- Requirements: Skip any picture you find and retype all the remaining lines exactly.

- Material:
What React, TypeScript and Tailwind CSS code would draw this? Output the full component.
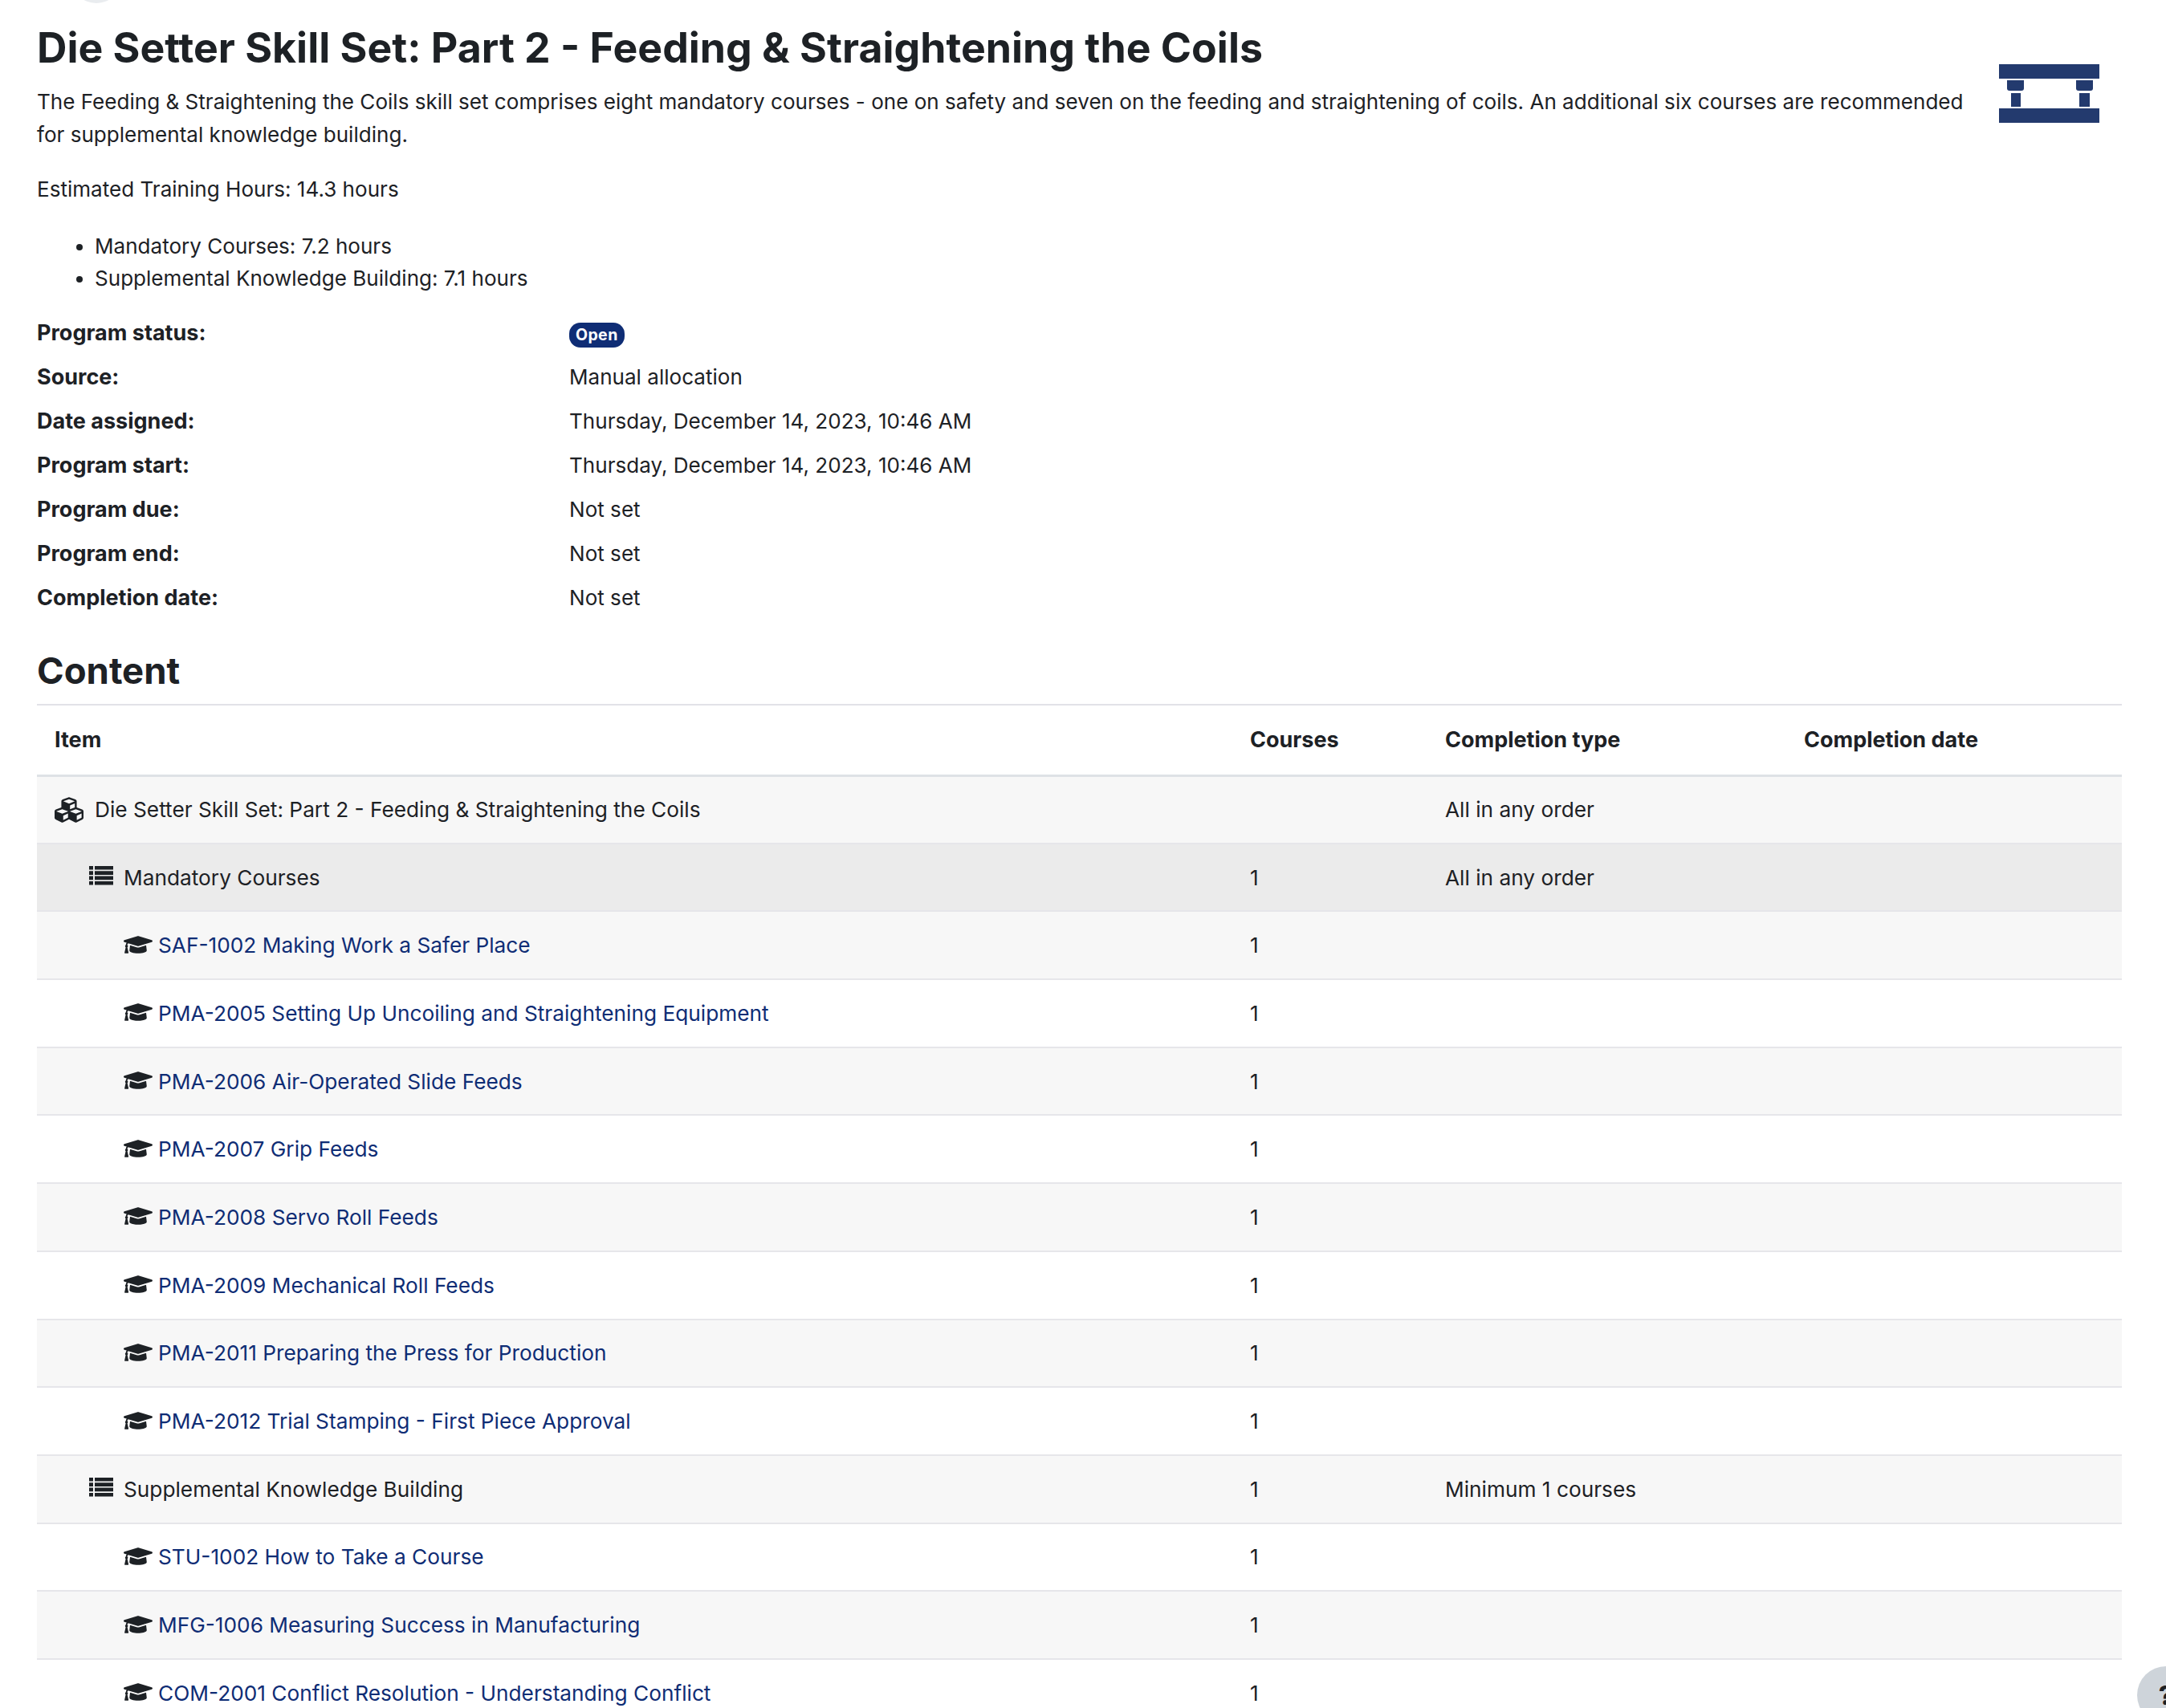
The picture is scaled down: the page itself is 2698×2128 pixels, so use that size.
import { FaCubes, FaGraduationCap } from 'react-icons/fa';

const meta = [
  ['Program status:', null],
  ['Source:', 'Manual allocation'],
  ['Date assigned:', 'Thursday, December 14, 2023, 10:46 AM'],
  ['Program start:', 'Thursday, December 14, 2023, 10:46 AM'],
  ['Program due:', 'Not set'],
  ['Program end:', 'Not set'],
  ['Completion date:', 'Not set'],
];

type Row = {
  kind: 'set' | 'group' | 'course';
  name: string;
  courses?: string;
  completion?: string;
};

const rows: Row[] = [
  { kind: 'set', name: 'Die Setter Skill Set: Part 2 - Feeding & Straightening the Coils', completion: 'All in any order' },
  { kind: 'group', name: 'Mandatory Courses', courses: '1', completion: 'All in any order' },
  { kind: 'course', name: 'SAF-1002 Making Work a Safer Place', courses: '1' },
  { kind: 'course', name: 'PMA-2005 Setting Up Uncoiling and Straightening Equipment', courses: '1' },
  { kind: 'course', name: 'PMA-2006 Air-Operated Slide Feeds', courses: '1' },
  { kind: 'course', name: 'PMA-2007 Grip Feeds', courses: '1' },
  { kind: 'course', name: 'PMA-2008 Servo Roll Feeds', courses: '1' },
  { kind: 'course', name: 'PMA-2009 Mechanical Roll Feeds', courses: '1' },
  { kind: 'course', name: 'PMA-2011 Preparing the Press for Production', courses: '1' },
  { kind: 'course', name: 'PMA-2012 Trial Stamping - First Piece Approval', courses: '1' },
  { kind: 'group', name: 'Supplemental Knowledge Building', courses: '1', completion: 'Minimum 1 courses' },
  { kind: 'course', name: 'STU-1002 How to Take a Course', courses: '1' },
  { kind: 'course', name: 'MFG-1006 Measuring Success in Manufacturing', courses: '1' },
  { kind: 'course', name: 'COM-2001 Conflict Resolution - Understanding Conflict', courses: '1' },
];

function PressLogo() {
  return (
    <svg width="126" height="74" viewBox="0 0 126 74" className="mt-[53px] mr-[27px] shrink-0" fill="#233a6e">
      <rect x="0" y="0" width="125" height="18" />
      <path d="M10 20h21v10a3 3 0 0 1-3 3H13a3 3 0 0 1-3-3z" />
      <path d="M96 20h21v10a3 3 0 0 1-3 3H99a3 3 0 0 1-3-3z" />
      <rect x="15" y="36" width="12" height="17" />
      <rect x="100" y="36" width="13" height="17" />
      <rect x="0" y="55" width="125" height="18" />
    </svg>
  );
}

function ListIcon() {
  return (
    <svg width="30" height="24" viewBox="0 0 30 24" className="mr-[13px] shrink-0 -translate-y-[2px]" fill="currentColor">
      <path d="M0 0h5v4.6H0zM7 0h23v4.6H7zM0 6.3h5v4.6H0zM7 6.3h23v4.6H7zM0 12.6h5v4.6H0zM7 12.6h23v4.6H7zM0 18.9h5v4.6H0zM7 18.9h23v4.6H7z" />
    </svg>
  );
}

function ItemCell({ row }: { row: Row }) {
  if (row.kind === 'set') {
    return (
      <div className="flex items-center">
        <FaCubes className="mr-[14px] h-[36px] w-[36px] shrink-0" />
        <span>{row.name}</span>
      </div>
    );
  }
  if (row.kind === 'group') {
    return (
      <div className="flex items-center pl-[43px]">
        <ListIcon />
        <span>{row.name}</span>
      </div>
    );
  }
  return (
    <div className="flex items-center pl-[86px]">
      <FaGraduationCap className="mr-[7px] h-[36px] w-[36px] shrink-0 -translate-y-[1px]" />
      <a className="text-[#0f2d75]">{row.name}</a>
    </div>
  );
}

export default function App() {
  return (
    <div className="relative h-[2128px] overflow-hidden bg-white font-['Inter',sans-serif] text-[26.07px] leading-[41px] text-[#1d2125]">
      <div className="absolute left-[88px] top-[-60px] h-[64px] w-[64px] rounded-full bg-[#e9ecef]" />

      <div className="px-[46px] pr-[55px] pt-[27px]">
        <div className="flex items-start justify-between">
          <div className="w-[2420px]">
            <h2 className="mb-[15px] text-[51.8px] font-bold leading-[64px]">
              Die Setter Skill Set: Part 2 - Feeding &amp; Straightening the Coils
            </h2>
            <p>
              The Feeding &amp; Straightening the Coils skill set comprises eight mandatory courses - one on safety and seven on the feeding and straightening of coils. An additional six courses are recommended for supplemental knowledge building.
            </p>
          </div>
          <PressLogo />
        </div>

        <p className="mt-[27px]">Estimated Training Hours: 14.3 hours</p>
        <ul className="mt-[31px] list-disc pl-[72px]">
          <li className="leading-[40px]">Mandatory Courses: 7.2 hours</li>
          <li className="leading-[40px]">Supplemental Knowledge Building: 7.1 hours</li>
        </ul>

        <dl className="mt-[20px] grid grid-cols-[663px_1fr] auto-rows-[55px] items-center">
          {meta.map(([label, value]) => (
            <div key={label} className="contents">
              <dt className="text-[27px] font-bold">{label}</dt>
              <dd>
                {value ?? (
                  <span className="inline-block rounded-[14px] bg-[#0f2d75] px-[8px] text-[19.5px] font-bold leading-[31px] tracking-[0.4px] text-white">
                    Open
                  </span>
                )}
              </dd>
            </div>
          ))}
        </dl>

        <h3 className="mt-[32px] text-[45.5px] font-bold leading-[64px]">Content</h3>

        <table className="mt-[9px] w-full table-fixed border-collapse text-[26.25px]">
          <colgroup>
            <col />
            <col className="w-[243px]" />
            <col className="w-[447px]" />
            <col className="w-[418px]" />
          </colgroup>
          <thead>
            <tr className="h-[88px] border-t-2 border-b-[3px] border-t-[#e2e2e8] border-b-[#dee2e6] text-left text-[27px]">
              <th className="px-[22px] font-bold">Item</th>
              <th className="px-[22px] font-bold">Courses</th>
              <th className="px-[22px] font-bold">Completion type</th>
              <th className="px-[22px] font-bold">Completion date</th>
            </tr>
          </thead>
          <tbody>
            {rows.map((row, i) => (
              <tr
                key={row.name}
                className={`h-[84.7px] border-b-2 border-[#e6e6ea] ${
                  i === 1 ? 'bg-[#ebebeb]' : i % 2 === 0 ? 'bg-[#f7f7f7]' : 'bg-white'
                }`}
              >
                <td className="px-[22px]">
                  <ItemCell row={row} />
                </td>
                <td className="px-[22px]">{row.courses}</td>
                <td className="px-[22px]">{row.completion}</td>
                <td className="px-[22px]" />
              </tr>
            ))}
          </tbody>
        </table>
      </div>

      <div className="absolute left-[2662px] top-[2076px] flex h-[72px] w-[72px] items-center justify-center rounded-full bg-[#ced4da] text-[32px] font-extrabold">
        ?
      </div>
    </div>
  );
}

- Exercise solution:
What React, TypeScript and Tailwind CSS code would draw this? Output the full component.
The picture is scaled down: the page itself is 2698×2128 pixels, so use that size.
import { FaCubes, FaGraduationCap } from 'react-icons/fa';

const meta = [
  ['Program status:', null],
  ['Source:', 'Manual allocation'],
  ['Date assigned:', 'Thursday, December 14, 2023, 10:46 AM'],
  ['Program start:', 'Thursday, December 14, 2023, 10:46 AM'],
  ['Program due:', 'Not set'],
  ['Program end:', 'Not set'],
  ['Completion date:', 'Not set'],
];

type Row = {
  kind: 'set' | 'group' | 'course';
  name: string;
  courses?: string;
  completion?: string;
};

const rows: Row[] = [
  { kind: 'set', name: 'Die Setter Skill Set: Part 2 - Feeding & Straightening the Coils', completion: 'All in any order' },
  { kind: 'group', name: 'Mandatory Courses', courses: '1', completion: 'All in any order' },
  { kind: 'course', name: 'SAF-1002 Making Work a Safer Place', courses: '1' },
  { kind: 'course', name: 'PMA-2005 Setting Up Uncoiling and Straightening Equipment', courses: '1' },
  { kind: 'course', name: 'PMA-2006 Air-Operated Slide Feeds', courses: '1' },
  { kind: 'course', name: 'PMA-2007 Grip Feeds', courses: '1' },
  { kind: 'course', name: 'PMA-2008 Servo Roll Feeds', courses: '1' },
  { kind: 'course', name: 'PMA-2009 Mechanical Roll Feeds', courses: '1' },
  { kind: 'course', name: 'PMA-2011 Preparing the Press for Production', courses: '1' },
  { kind: 'course', name: 'PMA-2012 Trial Stamping - First Piece Approval', courses: '1' },
  { kind: 'group', name: 'Supplemental Knowledge Building', courses: '1', completion: 'Minimum 1 courses' },
  { kind: 'course', name: 'STU-1002 How to Take a Course', courses: '1' },
  { kind: 'course', name: 'MFG-1006 Measuring Success in Manufacturing', courses: '1' },
  { kind: 'course', name: 'COM-2001 Conflict Resolution - Understanding Conflict', courses: '1' },
];

function PressLogo() {
  return (
    <svg width="126" height="74" viewBox="0 0 126 74" className="mt-[53px] mr-[27px] shrink-0" fill="#233a6e">
      <rect x="0" y="0" width="125" height="18" />
      <path d="M10 20h21v10a3 3 0 0 1-3 3H13a3 3 0 0 1-3-3z" />
      <path d="M96 20h21v10a3 3 0 0 1-3 3H99a3 3 0 0 1-3-3z" />
      <rect x="15" y="36" width="12" height="17" />
      <rect x="100" y="36" width="13" height="17" />
      <rect x="0" y="55" width="125" height="18" />
    </svg>
  );
}

function ListIcon() {
  return (
    <svg width="30" height="24" viewBox="0 0 30 24" className="mr-[13px] shrink-0 -translate-y-[2px]" fill="currentColor">
      <path d="M0 0h5v4.6H0zM7 0h23v4.6H7zM0 6.3h5v4.6H0zM7 6.3h23v4.6H7zM0 12.6h5v4.6H0zM7 12.6h23v4.6H7zM0 18.9h5v4.6H0zM7 18.9h23v4.6H7z" />
    </svg>
  );
}

function ItemCell({ row }: { row: Row }) {
  if (row.kind === 'set') {
    return (
      <div className="flex items-center">
        <FaCubes className="mr-[14px] h-[36px] w-[36px] shrink-0" />
        <span>{row.name}</span>
      </div>
    );
  }
  if (row.kind === 'group') {
    return (
      <div className="flex items-center pl-[43px]">
        <ListIcon />
        <span>{row.name}</span>
      </div>
    );
  }
  return (
    <div className="flex items-center pl-[86px]">
      <FaGraduationCap className="mr-[7px] h-[36px] w-[36px] shrink-0 -translate-y-[1px]" />
      <a className="text-[#0f2d75]">{row.name}</a>
    </div>
  );
}

export default function App() {
  return (
    <div className="relative h-[2128px] overflow-hidden bg-white font-['Inter',sans-serif] text-[26.07px] leading-[41px] text-[#1d2125]">
      <div className="absolute left-[88px] top-[-60px] h-[64px] w-[64px] rounded-full bg-[#e9ecef]" />

      <div className="px-[46px] pr-[55px] pt-[27px]">
        <div className="flex items-start justify-between">
          <div className="w-[2420px]">
            <h2 className="mb-[15px] text-[51.8px] font-bold leading-[64px]">
              Die Setter Skill Set: Part 2 - Feeding &amp; Straightening the Coils
            </h2>
            <p>
              The Feeding &amp; Straightening the Coils skill set comprises eight mandatory courses - one on safety and seven on the feeding and straightening of coils. An additional six courses are recommended for supplemental knowledge building.
            </p>
          </div>
          <PressLogo />
        </div>

        <p className="mt-[27px]">Estimated Training Hours: 14.3 hours</p>
        <ul className="mt-[31px] list-disc pl-[72px]">
          <li className="leading-[40px]">Mandatory Courses: 7.2 hours</li>
          <li className="leading-[40px]">Supplemental Knowledge Building: 7.1 hours</li>
        </ul>

        <dl className="mt-[20px] grid grid-cols-[663px_1fr] auto-rows-[55px] items-center">
          {meta.map(([label, value]) => (
            <div key={label} className="contents">
              <dt className="text-[27px] font-bold">{label}</dt>
              <dd>
                {value ?? (
                  <span className="inline-block rounded-[14px] bg-[#0f2d75] px-[8px] text-[19.5px] font-bold leading-[31px] tracking-[0.4px] text-white">
                    Open
                  </span>
                )}
              </dd>
            </div>
          ))}
        </dl>

        <h3 className="mt-[32px] text-[45.5px] font-bold leading-[64px]">Content</h3>

        <table className="mt-[9px] w-full table-fixed border-collapse text-[26.25px]">
          <colgroup>
            <col />
            <col className="w-[243px]" />
            <col className="w-[447px]" />
            <col className="w-[418px]" />
          </colgroup>
          <thead>
            <tr className="h-[88px] border-t-2 border-b-[3px] border-t-[#e2e2e8] border-b-[#dee2e6] text-left text-[27px]">
              <th className="px-[22px] font-bold">Item</th>
              <th className="px-[22px] font-bold">Courses</th>
              <th className="px-[22px] font-bold">Completion type</th>
              <th className="px-[22px] font-bold">Completion date</th>
            </tr>
          </thead>
          <tbody>
            {rows.map((row, i) => (
              <tr
                key={row.name}
                className={`h-[84.7px] border-b-2 border-[#e6e6ea] ${
                  i === 1 ? 'bg-[#ebebeb]' : i % 2 === 0 ? 'bg-[#f7f7f7]' : 'bg-white'
                }`}
              >
                <td className="px-[22px]">
                  <ItemCell row={row} />
                </td>
                <td className="px-[22px]">{row.courses}</td>
                <td className="px-[22px]">{row.completion}</td>
                <td className="px-[22px]" />
              </tr>
            ))}
          </tbody>
        </table>
      </div>

      <div className="absolute left-[2662px] top-[2076px] flex h-[72px] w-[72px] items-center justify-center rounded-full bg-[#ced4da] text-[32px] font-extrabold">
        ?
      </div>
    </div>
  );
}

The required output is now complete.